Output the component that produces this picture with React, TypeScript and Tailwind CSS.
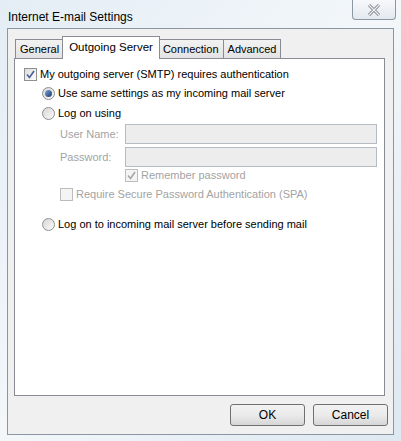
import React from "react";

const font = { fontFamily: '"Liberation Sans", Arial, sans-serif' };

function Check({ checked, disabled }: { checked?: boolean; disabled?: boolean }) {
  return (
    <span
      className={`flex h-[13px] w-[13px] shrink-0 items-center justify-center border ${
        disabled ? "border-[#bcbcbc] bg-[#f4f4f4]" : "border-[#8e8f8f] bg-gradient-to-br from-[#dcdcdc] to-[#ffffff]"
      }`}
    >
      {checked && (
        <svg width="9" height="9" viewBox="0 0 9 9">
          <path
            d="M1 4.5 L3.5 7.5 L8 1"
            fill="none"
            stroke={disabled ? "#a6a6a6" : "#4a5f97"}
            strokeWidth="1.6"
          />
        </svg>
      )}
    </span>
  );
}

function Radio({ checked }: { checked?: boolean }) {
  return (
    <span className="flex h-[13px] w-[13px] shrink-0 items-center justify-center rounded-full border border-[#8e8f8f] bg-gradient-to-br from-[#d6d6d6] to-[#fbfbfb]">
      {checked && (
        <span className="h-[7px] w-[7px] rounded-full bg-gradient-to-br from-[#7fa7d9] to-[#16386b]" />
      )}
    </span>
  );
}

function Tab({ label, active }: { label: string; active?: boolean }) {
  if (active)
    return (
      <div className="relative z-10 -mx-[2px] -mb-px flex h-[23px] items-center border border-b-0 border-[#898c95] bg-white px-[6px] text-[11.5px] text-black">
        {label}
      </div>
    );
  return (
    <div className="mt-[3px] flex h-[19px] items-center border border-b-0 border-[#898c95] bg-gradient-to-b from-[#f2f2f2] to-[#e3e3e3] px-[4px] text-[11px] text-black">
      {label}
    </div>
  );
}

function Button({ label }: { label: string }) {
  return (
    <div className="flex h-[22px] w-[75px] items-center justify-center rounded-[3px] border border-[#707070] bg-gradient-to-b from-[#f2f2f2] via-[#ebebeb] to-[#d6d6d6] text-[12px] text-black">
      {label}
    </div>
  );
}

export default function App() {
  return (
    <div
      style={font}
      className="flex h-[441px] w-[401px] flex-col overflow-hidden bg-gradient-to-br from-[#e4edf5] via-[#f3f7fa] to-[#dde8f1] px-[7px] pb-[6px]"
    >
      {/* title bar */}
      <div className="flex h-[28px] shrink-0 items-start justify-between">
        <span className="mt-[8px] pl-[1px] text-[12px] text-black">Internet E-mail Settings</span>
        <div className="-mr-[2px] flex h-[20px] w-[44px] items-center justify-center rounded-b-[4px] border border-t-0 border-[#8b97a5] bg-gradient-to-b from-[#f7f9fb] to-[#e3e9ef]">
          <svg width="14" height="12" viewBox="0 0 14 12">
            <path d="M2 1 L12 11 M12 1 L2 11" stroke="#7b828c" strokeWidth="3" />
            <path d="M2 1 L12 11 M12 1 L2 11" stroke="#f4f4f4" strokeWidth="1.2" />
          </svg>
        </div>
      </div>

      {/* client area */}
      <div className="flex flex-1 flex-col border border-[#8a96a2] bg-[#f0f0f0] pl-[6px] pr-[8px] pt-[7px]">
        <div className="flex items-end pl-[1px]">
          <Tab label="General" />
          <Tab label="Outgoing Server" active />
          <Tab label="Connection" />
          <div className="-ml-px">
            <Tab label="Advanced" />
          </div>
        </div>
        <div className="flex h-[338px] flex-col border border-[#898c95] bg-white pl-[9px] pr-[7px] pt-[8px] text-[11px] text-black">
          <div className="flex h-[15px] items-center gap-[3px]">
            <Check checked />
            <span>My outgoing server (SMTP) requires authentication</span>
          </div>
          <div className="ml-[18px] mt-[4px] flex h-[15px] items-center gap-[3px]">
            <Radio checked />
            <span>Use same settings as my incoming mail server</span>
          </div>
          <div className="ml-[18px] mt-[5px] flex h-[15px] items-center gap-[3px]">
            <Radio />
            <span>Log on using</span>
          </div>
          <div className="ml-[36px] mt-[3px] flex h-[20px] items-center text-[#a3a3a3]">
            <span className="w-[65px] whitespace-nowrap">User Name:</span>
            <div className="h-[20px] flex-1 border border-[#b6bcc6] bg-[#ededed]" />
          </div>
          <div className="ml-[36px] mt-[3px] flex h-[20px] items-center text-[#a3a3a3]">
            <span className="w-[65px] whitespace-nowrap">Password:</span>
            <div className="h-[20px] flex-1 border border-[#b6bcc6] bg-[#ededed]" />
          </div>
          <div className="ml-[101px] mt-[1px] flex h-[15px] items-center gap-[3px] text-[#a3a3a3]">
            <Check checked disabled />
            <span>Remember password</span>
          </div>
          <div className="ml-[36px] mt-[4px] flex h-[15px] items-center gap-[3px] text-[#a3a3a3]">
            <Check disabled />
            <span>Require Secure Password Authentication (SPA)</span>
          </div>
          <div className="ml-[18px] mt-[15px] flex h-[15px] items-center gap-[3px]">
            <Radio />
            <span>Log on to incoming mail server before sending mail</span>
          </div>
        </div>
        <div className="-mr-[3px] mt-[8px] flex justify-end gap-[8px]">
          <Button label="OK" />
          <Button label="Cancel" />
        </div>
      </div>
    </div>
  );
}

**Problem description**
Write out the full listing verbatim, excluding its pictures.

**Exercise answer**
Output the component that produces this picture with React, TypeScript and Tailwind CSS.
import React from "react";

const font = { fontFamily: '"Liberation Sans", Arial, sans-serif' };

function Check({ checked, disabled }: { checked?: boolean; disabled?: boolean }) {
  return (
    <span
      className={`flex h-[13px] w-[13px] shrink-0 items-center justify-center border ${
        disabled ? "border-[#bcbcbc] bg-[#f4f4f4]" : "border-[#8e8f8f] bg-gradient-to-br from-[#dcdcdc] to-[#ffffff]"
      }`}
    >
      {checked && (
        <svg width="9" height="9" viewBox="0 0 9 9">
          <path
            d="M1 4.5 L3.5 7.5 L8 1"
            fill="none"
            stroke={disabled ? "#a6a6a6" : "#4a5f97"}
            strokeWidth="1.6"
          />
        </svg>
      )}
    </span>
  );
}

function Radio({ checked }: { checked?: boolean }) {
  return (
    <span className="flex h-[13px] w-[13px] shrink-0 items-center justify-center rounded-full border border-[#8e8f8f] bg-gradient-to-br from-[#d6d6d6] to-[#fbfbfb]">
      {checked && (
        <span className="h-[7px] w-[7px] rounded-full bg-gradient-to-br from-[#7fa7d9] to-[#16386b]" />
      )}
    </span>
  );
}

function Tab({ label, active }: { label: string; active?: boolean }) {
  if (active)
    return (
      <div className="relative z-10 -mx-[2px] -mb-px flex h-[23px] items-center border border-b-0 border-[#898c95] bg-white px-[6px] text-[11.5px] text-black">
        {label}
      </div>
    );
  return (
    <div className="mt-[3px] flex h-[19px] items-center border border-b-0 border-[#898c95] bg-gradient-to-b from-[#f2f2f2] to-[#e3e3e3] px-[4px] text-[11px] text-black">
      {label}
    </div>
  );
}

function Button({ label }: { label: string }) {
  return (
    <div className="flex h-[22px] w-[75px] items-center justify-center rounded-[3px] border border-[#707070] bg-gradient-to-b from-[#f2f2f2] via-[#ebebeb] to-[#d6d6d6] text-[12px] text-black">
      {label}
    </div>
  );
}

export default function App() {
  return (
    <div
      style={font}
      className="flex h-[441px] w-[401px] flex-col overflow-hidden bg-gradient-to-br from-[#e4edf5] via-[#f3f7fa] to-[#dde8f1] px-[7px] pb-[6px]"
    >
      {/* title bar */}
      <div className="flex h-[28px] shrink-0 items-start justify-between">
        <span className="mt-[8px] pl-[1px] text-[12px] text-black">Internet E-mail Settings</span>
        <div className="-mr-[2px] flex h-[20px] w-[44px] items-center justify-center rounded-b-[4px] border border-t-0 border-[#8b97a5] bg-gradient-to-b from-[#f7f9fb] to-[#e3e9ef]">
          <svg width="14" height="12" viewBox="0 0 14 12">
            <path d="M2 1 L12 11 M12 1 L2 11" stroke="#7b828c" strokeWidth="3" />
            <path d="M2 1 L12 11 M12 1 L2 11" stroke="#f4f4f4" strokeWidth="1.2" />
          </svg>
        </div>
      </div>

      {/* client area */}
      <div className="flex flex-1 flex-col border border-[#8a96a2] bg-[#f0f0f0] pl-[6px] pr-[8px] pt-[7px]">
        <div className="flex items-end pl-[1px]">
          <Tab label="General" />
          <Tab label="Outgoing Server" active />
          <Tab label="Connection" />
          <div className="-ml-px">
            <Tab label="Advanced" />
          </div>
        </div>
        <div className="flex h-[338px] flex-col border border-[#898c95] bg-white pl-[9px] pr-[7px] pt-[8px] text-[11px] text-black">
          <div className="flex h-[15px] items-center gap-[3px]">
            <Check checked />
            <span>My outgoing server (SMTP) requires authentication</span>
          </div>
          <div className="ml-[18px] mt-[4px] flex h-[15px] items-center gap-[3px]">
            <Radio checked />
            <span>Use same settings as my incoming mail server</span>
          </div>
          <div className="ml-[18px] mt-[5px] flex h-[15px] items-center gap-[3px]">
            <Radio />
            <span>Log on using</span>
          </div>
          <div className="ml-[36px] mt-[3px] flex h-[20px] items-center text-[#a3a3a3]">
            <span className="w-[65px] whitespace-nowrap">User Name:</span>
            <div className="h-[20px] flex-1 border border-[#b6bcc6] bg-[#ededed]" />
          </div>
          <div className="ml-[36px] mt-[3px] flex h-[20px] items-center text-[#a3a3a3]">
            <span className="w-[65px] whitespace-nowrap">Password:</span>
            <div className="h-[20px] flex-1 border border-[#b6bcc6] bg-[#ededed]" />
          </div>
          <div className="ml-[101px] mt-[1px] flex h-[15px] items-center gap-[3px] text-[#a3a3a3]">
            <Check checked disabled />
            <span>Remember password</span>
          </div>
          <div className="ml-[36px] mt-[4px] flex h-[15px] items-center gap-[3px] text-[#a3a3a3]">
            <Check disabled />
            <span>Require Secure Password Authentication (SPA)</span>
          </div>
          <div className="ml-[18px] mt-[15px] flex h-[15px] items-center gap-[3px]">
            <Radio />
            <span>Log on to incoming mail server before sending mail</span>
          </div>
        </div>
        <div className="-mr-[3px] mt-[8px] flex justify-end gap-[8px]">
          <Button label="OK" />
          <Button label="Cancel" />
        </div>
      </div>
    </div>
  );
}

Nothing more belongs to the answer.